Roane also chafed at some comments by Denton-area landowners that seem to push fears over the worst problem onto others.
“Some of them complained about health risks [of living near high-voltage power lines],” Roane said.
Denton County residents along the alternate route segments also are leery of the push to protect the Greenbelt.
Residents along Duck Creek Road, west of Sanger city limits, have filed as a neighborhood association because an alternate segment would be routed around their neighborhood on three sides.
From the group’s vantage point, planners appear to be working with old maps and the route looks completely illogical, resident Marilyn Harris said. Many of the property owners have between two and five acres and giving up land for a power line could wipe them out.
“It’s a double-whammy throw on our neighborhood,” Harris said.

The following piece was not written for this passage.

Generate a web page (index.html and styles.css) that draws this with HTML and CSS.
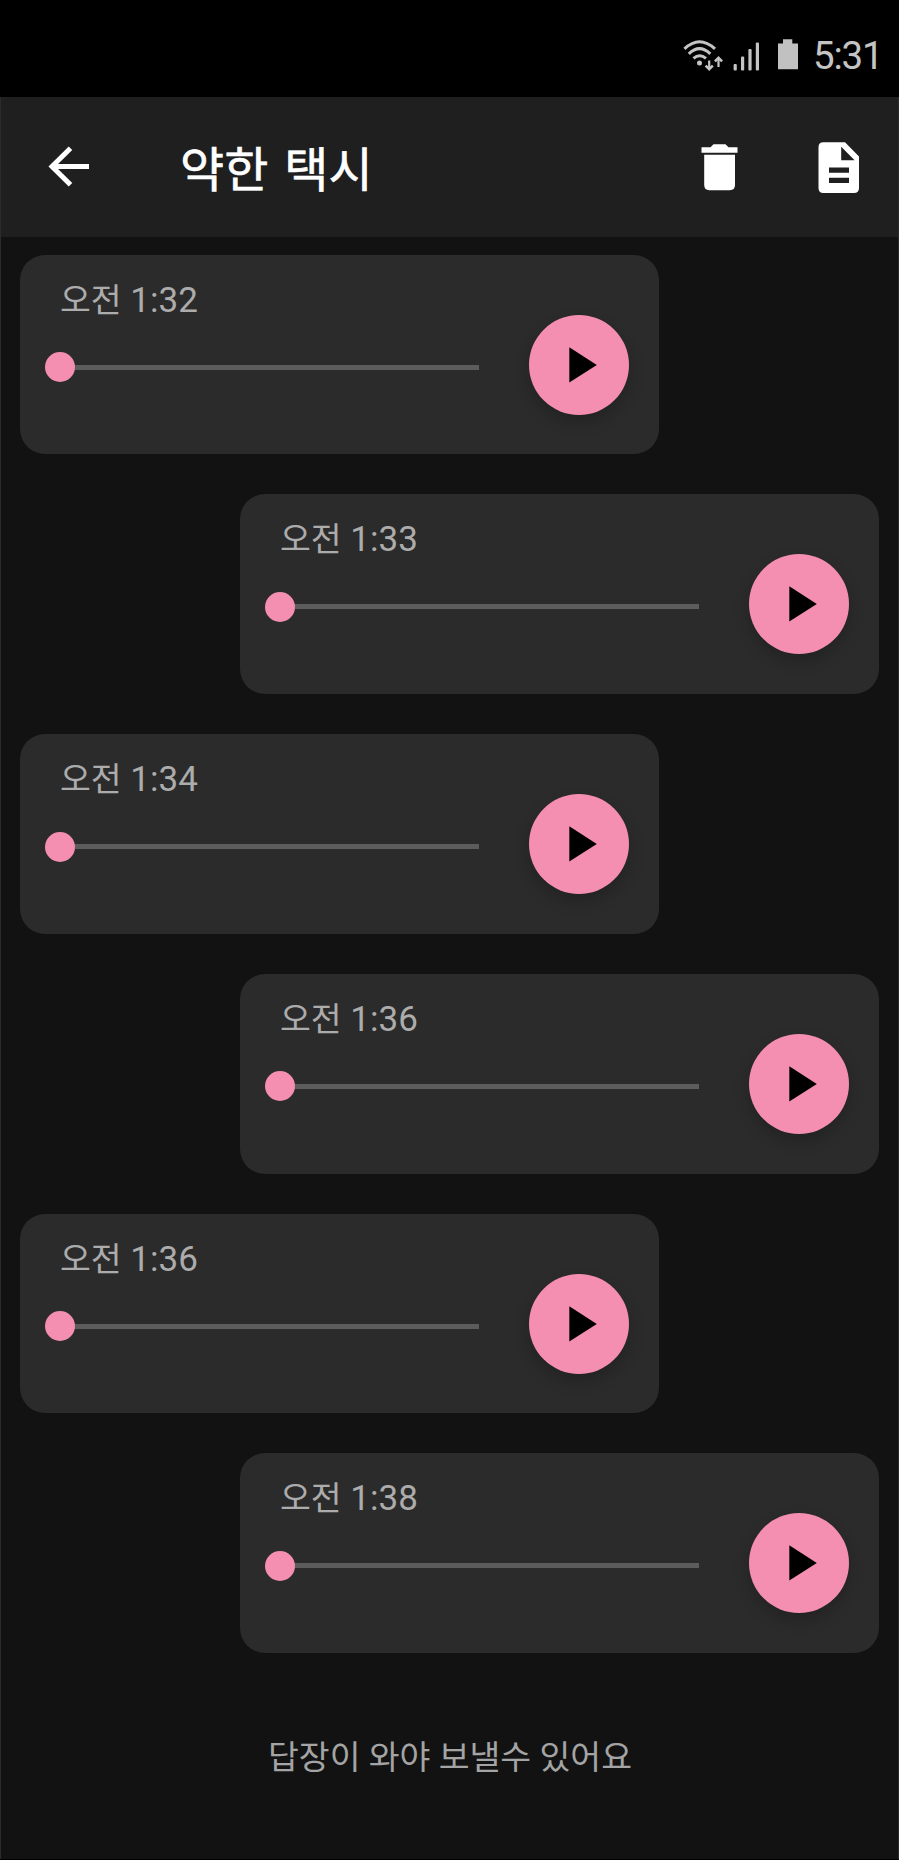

She is leading her neighborhood’s fight, but she finds the process stressful on herself and her marriage. Even though the couple is on an alternate route, she has a hard time looking out the window to watch the sunset and not imagining the power lines there.
“I want to think the best, but I have to face reality,” Harris said. “They [the power company and public officials] have no idea what it’s like to leave all this on the table for nine months of our lives in total limbo.”

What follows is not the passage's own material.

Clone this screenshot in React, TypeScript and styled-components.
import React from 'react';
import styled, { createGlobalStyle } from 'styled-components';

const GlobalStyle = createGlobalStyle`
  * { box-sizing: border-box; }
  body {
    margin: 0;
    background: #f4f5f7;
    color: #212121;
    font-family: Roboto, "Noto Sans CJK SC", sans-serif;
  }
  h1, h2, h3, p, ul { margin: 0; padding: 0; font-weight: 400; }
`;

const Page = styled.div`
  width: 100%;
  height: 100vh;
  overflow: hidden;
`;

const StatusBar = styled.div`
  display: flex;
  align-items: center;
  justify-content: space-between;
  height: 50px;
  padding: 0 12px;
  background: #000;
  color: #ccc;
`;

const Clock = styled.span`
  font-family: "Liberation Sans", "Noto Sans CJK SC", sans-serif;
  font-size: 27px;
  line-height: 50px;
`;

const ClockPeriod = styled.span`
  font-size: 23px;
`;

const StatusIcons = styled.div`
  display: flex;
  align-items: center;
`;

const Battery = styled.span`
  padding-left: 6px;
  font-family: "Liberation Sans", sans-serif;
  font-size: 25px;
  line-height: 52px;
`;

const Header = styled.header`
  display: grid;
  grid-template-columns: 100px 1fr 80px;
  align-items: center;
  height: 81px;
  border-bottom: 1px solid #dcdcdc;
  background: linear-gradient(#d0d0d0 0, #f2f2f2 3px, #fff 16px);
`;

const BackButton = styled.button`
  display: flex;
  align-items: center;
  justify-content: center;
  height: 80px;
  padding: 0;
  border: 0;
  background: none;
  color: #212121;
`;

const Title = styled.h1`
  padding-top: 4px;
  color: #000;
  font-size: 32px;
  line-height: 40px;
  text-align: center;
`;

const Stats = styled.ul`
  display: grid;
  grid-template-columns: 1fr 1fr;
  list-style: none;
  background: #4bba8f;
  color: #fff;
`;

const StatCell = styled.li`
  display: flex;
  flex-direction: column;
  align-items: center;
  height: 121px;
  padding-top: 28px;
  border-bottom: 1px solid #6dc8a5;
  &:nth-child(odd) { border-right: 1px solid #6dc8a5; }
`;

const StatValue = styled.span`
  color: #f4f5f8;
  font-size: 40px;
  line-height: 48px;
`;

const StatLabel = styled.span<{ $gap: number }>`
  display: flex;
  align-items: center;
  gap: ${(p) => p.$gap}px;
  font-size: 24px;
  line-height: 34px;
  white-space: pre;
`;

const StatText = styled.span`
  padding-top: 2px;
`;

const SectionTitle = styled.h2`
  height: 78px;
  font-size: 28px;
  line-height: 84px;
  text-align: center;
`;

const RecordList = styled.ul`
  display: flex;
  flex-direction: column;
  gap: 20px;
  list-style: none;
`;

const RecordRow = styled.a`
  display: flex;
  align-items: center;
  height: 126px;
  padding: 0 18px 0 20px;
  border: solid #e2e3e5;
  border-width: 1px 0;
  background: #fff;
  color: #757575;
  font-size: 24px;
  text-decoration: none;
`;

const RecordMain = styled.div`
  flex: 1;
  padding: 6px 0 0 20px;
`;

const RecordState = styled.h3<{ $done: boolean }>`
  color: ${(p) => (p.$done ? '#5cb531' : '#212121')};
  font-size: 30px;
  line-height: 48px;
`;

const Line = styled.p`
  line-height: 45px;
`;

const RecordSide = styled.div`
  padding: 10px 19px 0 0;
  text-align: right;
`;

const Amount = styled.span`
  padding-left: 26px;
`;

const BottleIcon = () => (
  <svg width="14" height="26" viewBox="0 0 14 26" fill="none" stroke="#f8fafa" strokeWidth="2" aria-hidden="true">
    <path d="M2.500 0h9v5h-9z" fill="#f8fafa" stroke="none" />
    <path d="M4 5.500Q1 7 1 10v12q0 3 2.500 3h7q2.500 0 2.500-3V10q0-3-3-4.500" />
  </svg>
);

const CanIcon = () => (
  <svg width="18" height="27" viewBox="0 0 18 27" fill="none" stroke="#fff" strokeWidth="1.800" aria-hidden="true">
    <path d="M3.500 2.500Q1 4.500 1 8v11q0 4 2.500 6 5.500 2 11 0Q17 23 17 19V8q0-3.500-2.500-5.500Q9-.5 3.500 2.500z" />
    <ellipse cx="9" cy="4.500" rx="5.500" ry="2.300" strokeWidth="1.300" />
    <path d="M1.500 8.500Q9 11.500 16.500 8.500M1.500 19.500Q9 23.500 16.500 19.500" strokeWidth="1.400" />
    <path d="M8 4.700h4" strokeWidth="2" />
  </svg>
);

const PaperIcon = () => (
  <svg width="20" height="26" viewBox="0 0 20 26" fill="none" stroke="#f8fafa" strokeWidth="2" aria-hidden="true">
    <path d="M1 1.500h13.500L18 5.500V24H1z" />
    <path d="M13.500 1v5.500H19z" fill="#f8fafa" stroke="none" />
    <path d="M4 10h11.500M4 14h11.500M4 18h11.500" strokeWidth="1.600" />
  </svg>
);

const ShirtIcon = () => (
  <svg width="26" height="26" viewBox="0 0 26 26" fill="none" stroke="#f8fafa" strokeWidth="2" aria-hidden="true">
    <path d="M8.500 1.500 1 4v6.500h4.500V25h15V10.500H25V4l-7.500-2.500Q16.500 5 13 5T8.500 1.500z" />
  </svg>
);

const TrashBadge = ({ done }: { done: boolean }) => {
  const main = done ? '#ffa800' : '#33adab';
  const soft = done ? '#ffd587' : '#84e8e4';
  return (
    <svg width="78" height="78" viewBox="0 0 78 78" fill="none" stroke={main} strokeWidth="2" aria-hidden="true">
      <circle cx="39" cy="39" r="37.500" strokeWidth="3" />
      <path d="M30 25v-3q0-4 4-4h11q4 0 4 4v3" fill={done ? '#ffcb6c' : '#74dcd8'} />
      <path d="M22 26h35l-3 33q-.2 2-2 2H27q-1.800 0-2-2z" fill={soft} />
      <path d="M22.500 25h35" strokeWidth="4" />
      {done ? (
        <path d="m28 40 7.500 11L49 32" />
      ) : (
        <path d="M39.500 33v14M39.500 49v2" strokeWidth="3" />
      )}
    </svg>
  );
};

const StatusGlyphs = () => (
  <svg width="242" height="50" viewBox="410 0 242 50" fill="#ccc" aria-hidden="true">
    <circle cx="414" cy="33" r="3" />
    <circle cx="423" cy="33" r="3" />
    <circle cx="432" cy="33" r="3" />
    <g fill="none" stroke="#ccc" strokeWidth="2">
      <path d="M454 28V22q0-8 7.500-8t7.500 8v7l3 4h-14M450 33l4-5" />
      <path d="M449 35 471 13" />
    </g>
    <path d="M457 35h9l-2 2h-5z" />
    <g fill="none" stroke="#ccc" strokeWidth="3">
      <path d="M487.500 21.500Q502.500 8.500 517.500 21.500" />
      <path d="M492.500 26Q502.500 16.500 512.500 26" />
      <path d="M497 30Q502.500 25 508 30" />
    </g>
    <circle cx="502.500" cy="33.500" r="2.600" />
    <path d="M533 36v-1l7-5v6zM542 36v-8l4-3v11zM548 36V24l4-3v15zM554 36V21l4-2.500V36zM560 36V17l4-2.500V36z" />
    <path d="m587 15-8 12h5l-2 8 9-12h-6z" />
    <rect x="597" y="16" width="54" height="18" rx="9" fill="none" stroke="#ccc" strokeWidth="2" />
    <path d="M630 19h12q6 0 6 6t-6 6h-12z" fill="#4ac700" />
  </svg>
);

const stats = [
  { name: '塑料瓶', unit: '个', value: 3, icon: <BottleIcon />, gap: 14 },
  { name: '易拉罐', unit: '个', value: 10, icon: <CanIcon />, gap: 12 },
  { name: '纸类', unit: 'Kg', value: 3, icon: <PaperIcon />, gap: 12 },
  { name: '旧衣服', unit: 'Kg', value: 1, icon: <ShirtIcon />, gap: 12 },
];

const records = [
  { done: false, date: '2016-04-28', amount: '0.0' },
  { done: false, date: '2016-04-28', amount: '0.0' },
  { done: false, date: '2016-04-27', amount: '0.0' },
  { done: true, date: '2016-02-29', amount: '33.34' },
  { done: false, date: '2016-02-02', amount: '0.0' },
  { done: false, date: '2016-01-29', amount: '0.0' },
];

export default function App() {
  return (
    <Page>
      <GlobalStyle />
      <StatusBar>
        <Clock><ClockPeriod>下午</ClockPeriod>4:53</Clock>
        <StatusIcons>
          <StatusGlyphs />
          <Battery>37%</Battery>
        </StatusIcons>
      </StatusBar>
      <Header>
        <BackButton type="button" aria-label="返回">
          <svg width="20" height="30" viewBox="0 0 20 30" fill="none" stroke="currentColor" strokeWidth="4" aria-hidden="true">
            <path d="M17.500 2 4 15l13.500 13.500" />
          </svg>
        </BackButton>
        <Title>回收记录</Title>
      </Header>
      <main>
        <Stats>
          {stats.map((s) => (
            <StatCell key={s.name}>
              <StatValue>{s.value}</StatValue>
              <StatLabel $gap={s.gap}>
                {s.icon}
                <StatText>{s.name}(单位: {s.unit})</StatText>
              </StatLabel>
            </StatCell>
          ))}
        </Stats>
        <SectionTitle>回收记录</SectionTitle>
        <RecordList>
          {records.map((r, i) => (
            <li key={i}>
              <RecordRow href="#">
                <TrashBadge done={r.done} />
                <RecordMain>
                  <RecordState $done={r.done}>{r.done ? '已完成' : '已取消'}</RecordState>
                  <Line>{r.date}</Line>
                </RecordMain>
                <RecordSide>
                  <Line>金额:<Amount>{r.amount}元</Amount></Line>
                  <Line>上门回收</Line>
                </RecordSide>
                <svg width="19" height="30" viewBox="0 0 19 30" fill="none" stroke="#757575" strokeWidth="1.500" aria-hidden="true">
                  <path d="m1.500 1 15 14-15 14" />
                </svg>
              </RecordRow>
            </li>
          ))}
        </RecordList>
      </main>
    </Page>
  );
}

Charles Kesseler, who runs Duck Creek Blackberry Farm across the street from Harris, said he isn’t directly affected by the proposed alternate route, but his farm, too, would be surrounded on three sides.
His daughter, son-in-law and their two young children live on the land with him. He’s not worried about his farm so much as the long-term impact on his family’s health.
“It’s the fear of the unknown,” Kesseler said.
He also bristles at the possibility that the preferred route could be abandoned because of the amount of money being spent by landowners and others trying to protect the area around the Greenbelt.
“I don’t know the PUCT and if they listen to money or to reason,” Kesseler said. “It’s a shame to have to say that, but it [the preferred route] is almost a direct shot from Krum to Anna. Otherwise it’s a huge horseshoe, and those transmission lines are expensive.”